* **GIVEN REQUEST**
All of the data should be output character for character, except the pictures.

# # # # #

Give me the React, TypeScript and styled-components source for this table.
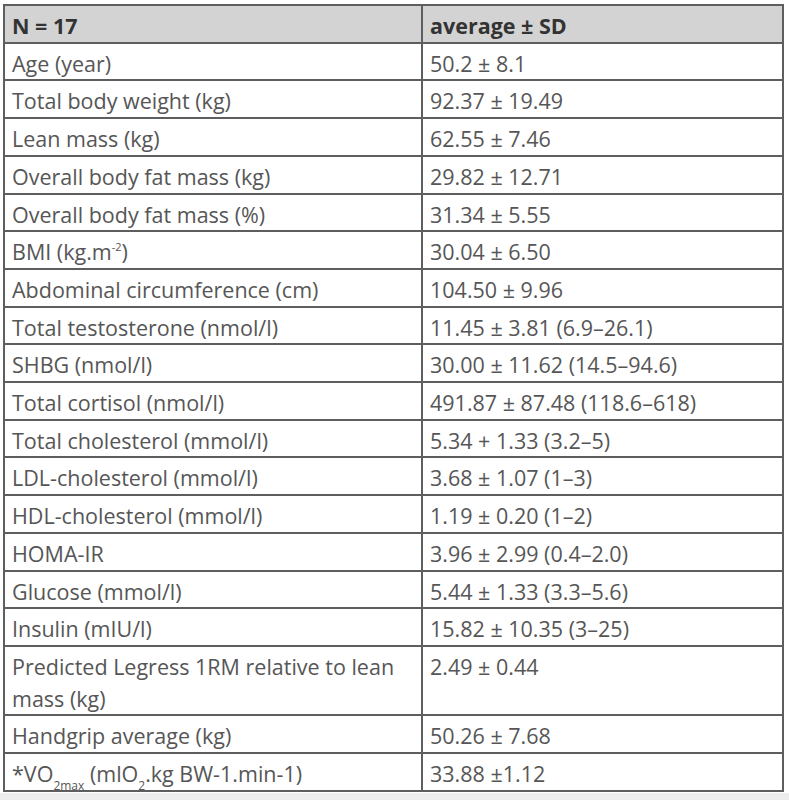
import React from "react";
import styled, { createGlobalStyle } from "styled-components";

const Global = createGlobalStyle`
  html, body { margin: 0; padding: 0; background: #ededed; }
  body { font-family: "Open Sans", "Liberation Sans", sans-serif; }
`;

const Page = styled.div`
  background: #ffffff;
  width: 789px;
  height: 793px;
  padding: 4px 0 0 3px;
  box-sizing: border-box;
`;

const Table = styled.table`
  border-collapse: collapse;
  width: 781px;
  table-layout: fixed;
  font-size: 21.5px;
  color: #565656;
`;

const HeadCell = styled.th<{ $w?: number }>`
  background: #d3d3d3;
  color: #333;
  font-weight: 700;
  text-align: left;
  border: 2px solid #5e5e5e;
  padding: 4px 8px 0 7px;
  line-height: 31.7px;
  width: ${(p) => (p.$w ? `${p.$w}px` : "auto")};
`;

const Cell = styled.td`
  border: 2px solid #5e5e5e;
  padding: 4px 8px 0 7px;
  line-height: 31.7px;
  vertical-align: top;
  font-weight: 400;
`;

const Sup = styled.sup`
  font-size: 11px;
  vertical-align: 9px;
  line-height: 0;
`;

const Sub = styled.sub`
  font-size: 12px;
  vertical-align: -8px;
  line-height: 0;
`;

type Row = { label: React.ReactNode; value: string };

const rows: Row[] = [
  { label: "Age (year)", value: "50.2 ± 8.1" },
  { label: "Total body weight (kg)", value: "92.37 ± 19.49" },
  { label: "Lean mass (kg)", value: "62.55 ± 7.46" },
  { label: "Overall body fat mass (kg)", value: "29.82 ± 12.71" },
  { label: "Overall body fat mass (%)", value: "31.34 ± 5.55" },
  {
    label: (
      <>
        BMI (kg.m<Sup>-2</Sup>)
      </>
    ),
    value: "30.04 ± 6.50",
  },
  { label: "Abdominal circumference (cm)", value: "104.50 ± 9.96" },
  { label: "Total testosterone (nmol/l)", value: "11.45 ± 3.81 (6.9–26.1)" },
  { label: "SHBG (nmol/l)", value: "30.00 ± 11.62 (14.5–94.6)" },
  { label: "Total cortisol (nmol/l)", value: "491.87 ± 87.48 (118.6–618)" },
  { label: "Total cholesterol (mmol/l)", value: "5.34 + 1.33 (3.2–5)" },
  { label: "LDL-cholesterol (mmol/l)", value: "3.68 ± 1.07 (1–3)" },
  { label: "HDL-cholesterol (mmol/l)", value: "1.19 ± 0.20 (1–2)" },
  { label: "HOMA-IR", value: "3.96 ± 2.99 (0.4–2.0)" },
  { label: "Glucose (mmol/l)", value: "5.44 ± 1.33 (3.3–5.6)" },
  { label: "Insulin (mIU/l)", value: "15.82 ± 10.35 (3–25)" },
  { label: "Predicted Legress 1RM relative to lean mass (kg)", value: "2.49 ± 0.44" },
  { label: "Handgrip average (kg)", value: "50.26 ± 7.68" },
  {
    label: (
      <>
        *VO<Sub>2max</Sub> (mlO<Sub>2</Sub>.kg BW-1.min-1)
      </>
    ),
    value: "33.88 ±1.12",
  },
];

export default function App() {
  return (
    <>
      <Global />
      <Page>
        <Table>
          <thead>
            <tr>
              <HeadCell $w={401}>N = 17</HeadCell>
              <HeadCell>average ± SD</HeadCell>
            </tr>
          </thead>
          <tbody>
            {rows.map((r, i) => (
              <tr key={i}>
                <Cell>{r.label}</Cell>
                <Cell>{r.value}</Cell>
              </tr>
            ))}
          </tbody>
        </Table>
      </Page>
    </>
  );
}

# # # # #

* **SOLUTION TO THIS TASK**
Give me the React, TypeScript and styled-components source for this table.
import React from "react";
import styled, { createGlobalStyle } from "styled-components";

const Global = createGlobalStyle`
  html, body { margin: 0; padding: 0; background: #ededed; }
  body { font-family: "Open Sans", "Liberation Sans", sans-serif; }
`;

const Page = styled.div`
  background: #ffffff;
  width: 789px;
  height: 793px;
  padding: 4px 0 0 3px;
  box-sizing: border-box;
`;

const Table = styled.table`
  border-collapse: collapse;
  width: 781px;
  table-layout: fixed;
  font-size: 21.5px;
  color: #565656;
`;

const HeadCell = styled.th<{ $w?: number }>`
  background: #d3d3d3;
  color: #333;
  font-weight: 700;
  text-align: left;
  border: 2px solid #5e5e5e;
  padding: 4px 8px 0 7px;
  line-height: 31.7px;
  width: ${(p) => (p.$w ? `${p.$w}px` : "auto")};
`;

const Cell = styled.td`
  border: 2px solid #5e5e5e;
  padding: 4px 8px 0 7px;
  line-height: 31.7px;
  vertical-align: top;
  font-weight: 400;
`;

const Sup = styled.sup`
  font-size: 11px;
  vertical-align: 9px;
  line-height: 0;
`;

const Sub = styled.sub`
  font-size: 12px;
  vertical-align: -8px;
  line-height: 0;
`;

type Row = { label: React.ReactNode; value: string };

const rows: Row[] = [
  { label: "Age (year)", value: "50.2 ± 8.1" },
  { label: "Total body weight (kg)", value: "92.37 ± 19.49" },
  { label: "Lean mass (kg)", value: "62.55 ± 7.46" },
  { label: "Overall body fat mass (kg)", value: "29.82 ± 12.71" },
  { label: "Overall body fat mass (%)", value: "31.34 ± 5.55" },
  {
    label: (
      <>
        BMI (kg.m<Sup>-2</Sup>)
      </>
    ),
    value: "30.04 ± 6.50",
  },
  { label: "Abdominal circumference (cm)", value: "104.50 ± 9.96" },
  { label: "Total testosterone (nmol/l)", value: "11.45 ± 3.81 (6.9–26.1)" },
  { label: "SHBG (nmol/l)", value: "30.00 ± 11.62 (14.5–94.6)" },
  { label: "Total cortisol (nmol/l)", value: "491.87 ± 87.48 (118.6–618)" },
  { label: "Total cholesterol (mmol/l)", value: "5.34 + 1.33 (3.2–5)" },
  { label: "LDL-cholesterol (mmol/l)", value: "3.68 ± 1.07 (1–3)" },
  { label: "HDL-cholesterol (mmol/l)", value: "1.19 ± 0.20 (1–2)" },
  { label: "HOMA-IR", value: "3.96 ± 2.99 (0.4–2.0)" },
  { label: "Glucose (mmol/l)", value: "5.44 ± 1.33 (3.3–5.6)" },
  { label: "Insulin (mIU/l)", value: "15.82 ± 10.35 (3–25)" },
  { label: "Predicted Legress 1RM relative to lean mass (kg)", value: "2.49 ± 0.44" },
  { label: "Handgrip average (kg)", value: "50.26 ± 7.68" },
  {
    label: (
      <>
        *VO<Sub>2max</Sub> (mlO<Sub>2</Sub>.kg BW-1.min-1)
      </>
    ),
    value: "33.88 ±1.12",
  },
];

export default function App() {
  return (
    <>
      <Global />
      <Page>
        <Table>
          <thead>
            <tr>
              <HeadCell $w={401}>N = 17</HeadCell>
              <HeadCell>average ± SD</HeadCell>
            </tr>
          </thead>
          <tbody>
            {rows.map((r, i) => (
              <tr key={i}>
                <Cell>{r.label}</Cell>
                <Cell>{r.value}</Cell>
              </tr>
            ))}
          </tbody>
        </Table>
      </Page>
    </>
  );
}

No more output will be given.